Joerg Kuehn · Dec 14, 2022 · Leave a Comment

I was in a complete panic … sweaty, jittery, and close to throwing up … when I entered the audition stage in Singapore on a Thursday afternoon in March 2012. I had gone to the wrong venue initially and only made my audition slot with a desperate 1km sprint in tropical conditions. The 5 judges invited me to take a seat and told me they were ready whenever I was.

All my life I’ve had this dream. I wanted to play an instrument, bringing people together and have them sing along with a smile on their faces. And, all my life I had stood on many stages, usually slightly tipsy, telling myself one day I would be a musician too. But sadly, I did not do anything about it.

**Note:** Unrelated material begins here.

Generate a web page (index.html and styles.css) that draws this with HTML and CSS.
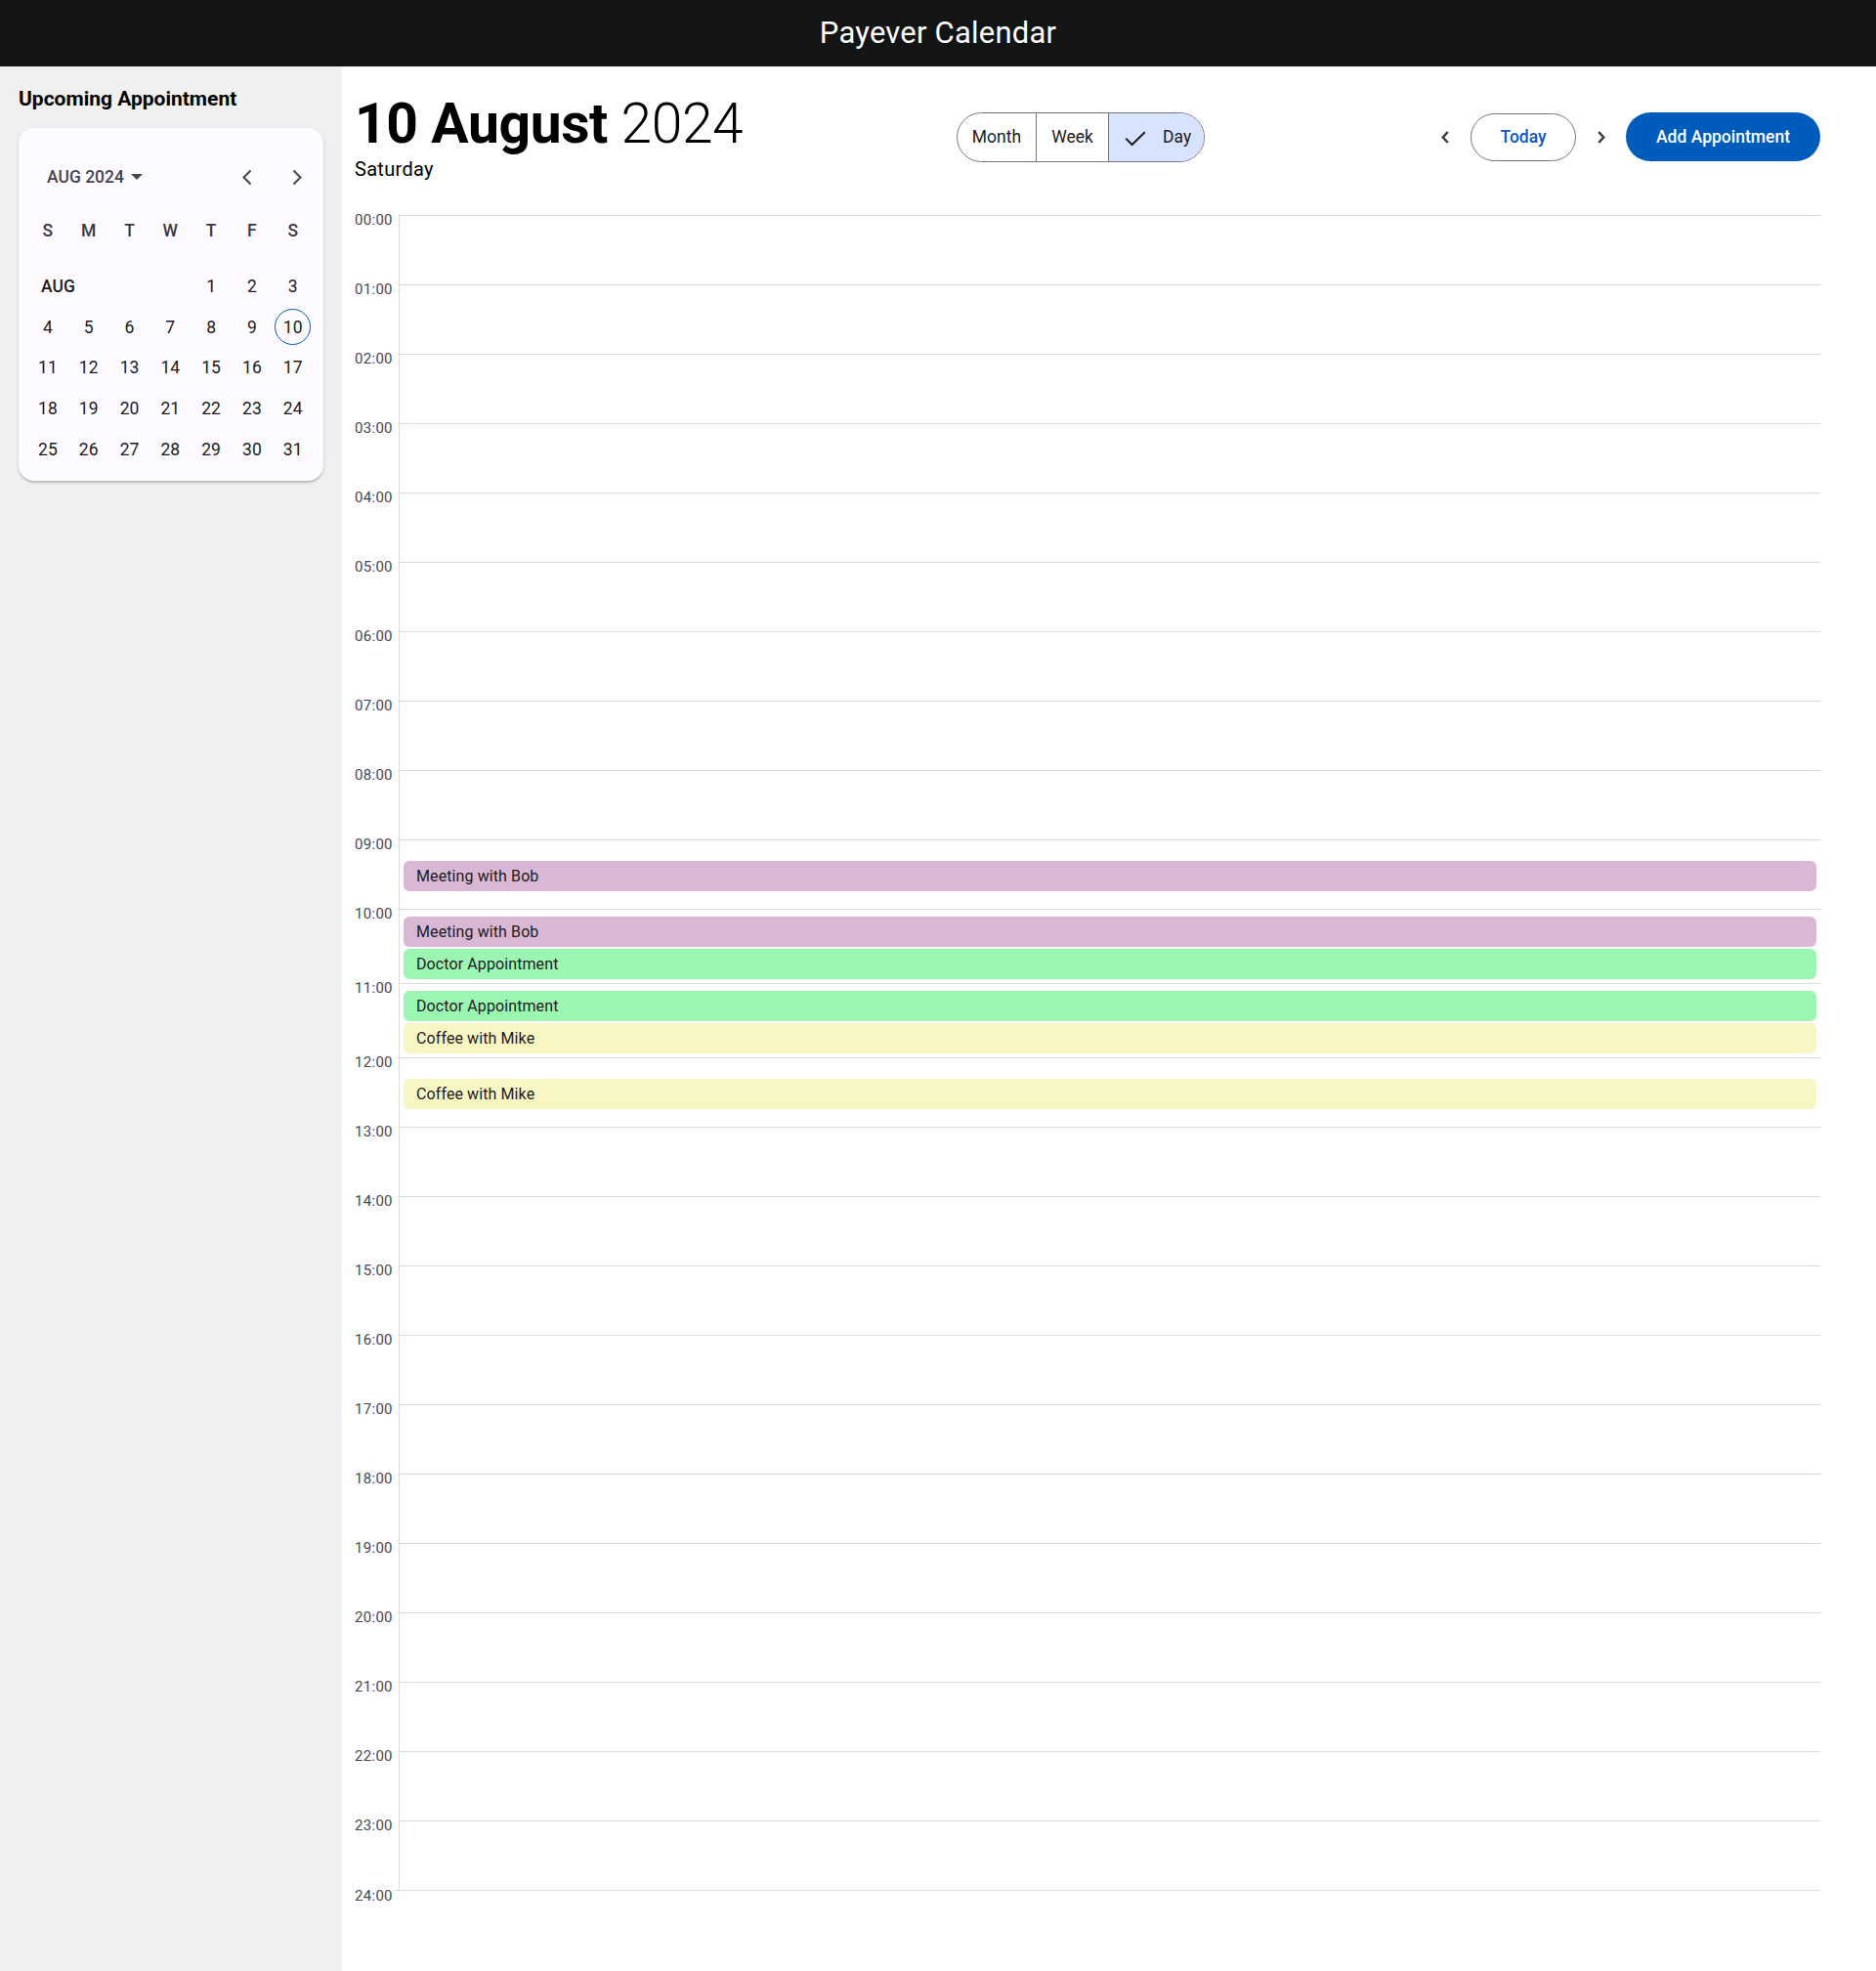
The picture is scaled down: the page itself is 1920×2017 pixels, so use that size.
FILE: index.html
```html
<!DOCTYPE html>
<html lang="en">
<head>
<meta charset="utf-8">
<title>Payever Calendar</title>
<link rel="stylesheet" href="styles.css">
</head>
<body>
<header class="topbar">Payever Calendar</header>
<div class="layout">
  <aside class="sidebar">
    <h2 class="side-title">Upcoming Appointment</h2>
    <div class="mini-cal">
      <div class="mc-head">
        <button class="mc-period">AUG 2024 <span class="mc-caret"></span></button>
        <div class="mc-arrows">
          <button class="mc-arrow"><svg width="12" height="17" viewBox="0 0 12 17"><path d="M9.5 1.5 L2.5 8.5 L9.5 15.5" fill="none" stroke="#49454f" stroke-width="2"/></svg></button>
          <button class="mc-arrow"><svg width="12" height="17" viewBox="0 0 12 17"><path d="M2.5 1.5 L9.5 8.5 L2.5 15.5" fill="none" stroke="#49454f" stroke-width="2"/></svg></button>
        </div>
      </div>
      <div class="mc-dow">
        <span>S</span><span>M</span><span>T</span><span>W</span><span>T</span><span>F</span><span>S</span>
      </div>
      <div class="mc-grid">
        <span class="mc-month">AUG</span>
        <span>1</span><span>2</span><span>3</span>
        <span>4</span><span>5</span><span>6</span><span>7</span><span>8</span><span>9</span><span class="mc-today">10</span>
        <span>11</span><span>12</span><span>13</span><span>14</span><span>15</span><span>16</span><span>17</span>
        <span>18</span><span>19</span><span>20</span><span>21</span><span>22</span><span>23</span><span>24</span>
        <span>25</span><span>26</span><span>27</span><span>28</span><span>29</span><span>30</span><span>31</span>
      </div>
    </div>
  </aside>
  <main class="main">
    <div class="main-head">
      <div class="date-block">
        <h1 class="date-title"><strong>10 August</strong> <span class="year">2024</span></h1>
        <div class="weekday">Saturday</div>
      </div>
      <div class="toggle">
        <button class="tg">Month</button>
        <button class="tg">Week</button>
        <button class="tg tg-on"><svg class="tg-check" width="22" height="16" viewBox="0 0 22 16"><path d="M1.2 7.6 L7.6 14 L20.8 1.2" fill="none" stroke="#1d1b20" stroke-width="2"/></svg>Day</button>
      </div>
      <div class="nav">
        <button class="nav-arrow"><svg width="10" height="15" viewBox="0 0 10 15"><path d="M7.8 2 L2.8 7.5 L7.8 13" fill="none" stroke="#3b3b3b" stroke-width="2.5"/></svg></button>
        <button class="btn-today">Today</button>
        <button class="nav-arrow"><svg width="10" height="15" viewBox="0 0 10 15"><path d="M2.2 2 L7.2 7.5 L2.2 13" fill="none" stroke="#3b3b3b" stroke-width="2.5"/></svg></button>
        <button class="btn-add">Add Appointment</button>
      </div>
    </div>

    <div class="grid">
      <div class="hour"><div class="hl">00:00</div><div class="cell"></div></div>
      <div class="hour"><div class="hl">01:00</div><div class="cell"></div></div>
      <div class="hour"><div class="hl">02:00</div><div class="cell"></div></div>
      <div class="hour"><div class="hl">03:00</div><div class="cell"></div></div>
      <div class="hour"><div class="hl">04:00</div><div class="cell"></div></div>
      <div class="hour"><div class="hl">05:00</div><div class="cell"></div></div>
      <div class="hour"><div class="hl">06:00</div><div class="cell"></div></div>
      <div class="hour"><div class="hl">07:00</div><div class="cell"></div></div>
      <div class="hour"><div class="hl">08:00</div><div class="cell"></div></div>
      <div class="hour"><div class="hl">09:00</div><div class="cell">
        <div class="ev ev-purple">Meeting with Bob</div>
      </div></div>
      <div class="hour"><div class="hl">10:00</div><div class="cell">
        <div class="ev ev-purple">Meeting with Bob</div>
        <div class="ev ev-green">Doctor Appointment</div>
      </div></div>
      <div class="hour"><div class="hl">11:00</div><div class="cell">
        <div class="ev ev-green">Doctor Appointment</div>
        <div class="ev ev-yellow">Coffee with Mike</div>
      </div></div>
      <div class="hour"><div class="hl">12:00</div><div class="cell">
        <div class="ev ev-yellow">Coffee with Mike</div>
      </div></div>
      <div class="hour"><div class="hl">13:00</div><div class="cell"></div></div>
      <div class="hour"><div class="hl">14:00</div><div class="cell"></div></div>
      <div class="hour"><div class="hl">15:00</div><div class="cell"></div></div>
      <div class="hour"><div class="hl">16:00</div><div class="cell"></div></div>
      <div class="hour"><div class="hl">17:00</div><div class="cell"></div></div>
      <div class="hour"><div class="hl">18:00</div><div class="cell"></div></div>
      <div class="hour"><div class="hl">19:00</div><div class="cell"></div></div>
      <div class="hour"><div class="hl">20:00</div><div class="cell"></div></div>
      <div class="hour"><div class="hl">21:00</div><div class="cell"></div></div>
      <div class="hour"><div class="hl">22:00</div><div class="cell"></div></div>
      <div class="hour"><div class="hl">23:00</div><div class="cell"></div></div>
      <div class="hour hour-end"><div class="hl">24:00</div><div class="cell cell-end"></div></div>
    </div>
  </main>
</div>
</body>
</html>
```

FILE: styles.css
```css
* { box-sizing: border-box; }
html, body { margin: 0; padding: 0; }
body {
  font-family: Roboto, "Liberation Sans", sans-serif;
  color: #1d1b20;
  background: #ffffff;
}
button {
  font-family: inherit;
  background: none;
  border: none;
  padding: 0;
  margin: 0;
  cursor: pointer;
  color: inherit;
}

.topbar {
  height: 68px;
  background: #131414;
  color: #ffffff;
  font-size: 31px;
  line-height: 68px;
  text-align: center;
  letter-spacing: 0.2px;
}

.layout {
  display: flex;
  min-height: calc(100vh - 68px);
}

/* Sidebar */
.sidebar {
  flex: 0 0 350px;
  background: #f0f0f0;
  padding: 22px 19px 20px;
}
.side-title {
  margin: 0;
  font-size: 21px;
  font-weight: 700;
  line-height: 23px;
  color: #000;
}
.mini-cal {
  margin-top: 18px;
  width: 312px;
  background: #fdfbff;
  border-radius: 16px;
  box-shadow: 0 2px 2px rgba(0,0,0,0.18), 0 1px 5px rgba(0,0,0,0.08);
  padding: 25px 10px 11px 9px;
}
.mc-head {
  height: 50px;
  display: flex;
  align-items: center;
  justify-content: space-between;
}
.mc-period {
  display: flex;
  align-items: center;
  font-size: 17.5px;
  font-weight: 500;
  color: #49454f;
  padding-left: 20px;
}
.mc-caret {
  display: inline-block;
  margin-left: 7px;
  width: 0; height: 0;
  border-left: 6px solid transparent;
  border-right: 6px solid transparent;
  border-top: 6px solid #49454f;
}
.mc-arrows {
  display: flex;
  gap: 39px;
  padding-right: 11px;
}
.mc-arrow { display: flex; width: 12px; height: 17px; }
.mc-dow {
  display: grid;
  grid-template-columns: repeat(7, 41.8px);
  height: 60px;
  align-items: center;
  margin-bottom: 6px;
  font-size: 17.5px;
  font-weight: 500;
  color: #3b3842;
}
.mc-dow span { text-align: center; }
.mc-grid {
  display: grid;
  grid-template-columns: repeat(7, 41.8px);
  grid-auto-rows: 41.8px;
  font-size: 17.5px;
  color: #1d1b20;
}
.mc-grid span {
  display: flex;
  align-items: center;
  justify-content: center;
}
.mc-grid .mc-month {
  grid-column: span 4;
  justify-content: flex-start;
  padding-left: 14px;
  font-weight: 500;
}
.mc-grid .mc-today {
  width: 37px;
  height: 37px;
  margin: auto;
  border: 1.3px solid #005cbb;
  border-radius: 50%;
}

/* Main */
.main {
  flex: 1;
  padding: 25px 57px 40px 13px;
}
.main-head {
  display: flex;
  align-items: center;
}
.date-block {
  flex: 0 0 616px;
}
.date-title {
  margin: 0;
  font-size: 57px;
  line-height: 68px;
  font-weight: 300;
  color: #000;
  letter-spacing: -0.4px;
}
.date-title strong { font-weight: 700; }
.weekday {
  font-size: 20px;
  line-height: 23px;
  margin-top: 1px;
  color: #000;
  letter-spacing: 0.3px;
}

.toggle {
  display: flex;
  height: 51px;
  margin-top: 2px;
  border: 1px solid #79747e;
  border-radius: 26px;
  overflow: hidden;
}
.tg {
  font-size: 17.5px;
  color: #1d1b20;
  display: flex;
  align-items: center;
  height: 100%;
}
.tg:nth-child(1) { width: 81px; justify-content: center; border-right: 1px solid #79747e; }
.tg:nth-child(2) { width: 74px; justify-content: center; border-right: 1px solid #79747e; }
.tg-on {
  width: 97px;
  background: #d7e3ff;
  padding-left: 16px;
}
.tg-check { margin-right: 17px; margin-top: 4px; }

.nav {
  margin-left: auto;
  margin-top: 2px;
  display: flex;
  align-items: center;
}
.nav-arrow {
  width: 24px;
  height: 40px;
  display: flex;
  align-items: center;
  justify-content: center;
}
.btn-today {
  margin: 0 14px;
  width: 108px;
  height: 49px;
  border: 1px solid #79747e;
  border-radius: 25px;
  color: #0b57c0;
  font-size: 17.5px;
  font-weight: 500;
}
.btn-add {
  margin-left: 13px;
  width: 199px;
  height: 50px;
  border-radius: 25px;
  background: #005cbb;
  color: #fff;
  font-size: 17.5px;
  font-weight: 500;
}

/* Day grid */
.grid {
  margin-top: 35px;
}
.hour {
  display: flex;
}
.hl {
  flex: 0 0 45px;
  font-size: 15px;
  line-height: 15px;
  margin-top: -2px;
  color: #4a4750;
  letter-spacing: 0.3px;
}
.cell {
  flex: 1;
  min-height: 71px;
  border-top: 1px solid #dcdcdc;
  border-left: 1px solid #dcdcdc;
  padding: 7px 4px 4px 4px;
  display: flex;
  flex-direction: column;
  justify-content: center;
  gap: 2px;
}
.cell-end {
  min-height: 0;
  height: 0;
  padding: 0;
  border-left: none;
  margin-left: -5px;
}
.hour-end .hl { margin-top: -1px; }
.ev {
  height: 31px;
  line-height: 31px;
  border-radius: 6px;
  padding-left: 13px;
  font-size: 16px;
  color: #1d1b20;
  letter-spacing: 0.1px;
}
.ev-purple { background: #d9b8d5; }
.ev-green { background: #9af6b0; }
.ev-yellow { background: #f8f7c3; }
```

My good friend Sascha discovered my longing and during Christmas 2010, he bought me a guitar. But a busy job and terrible experiences during my singing lessons kept me from progressing at all towards my dream. (Sascha surely remembers my desperate attempts at rendering Hotel California, which made my singing teacher resign).

It was not until the end of 2011 when I suddenly discovered a perceived short cut… the ukulele. With only 4 strings, I was relatively quickly able to play 4-5 songs.  As part of my self-discovery and self-expression journey, I thought it was time to do some busking. “Naive” is probably far too nice a word to describe my expectations.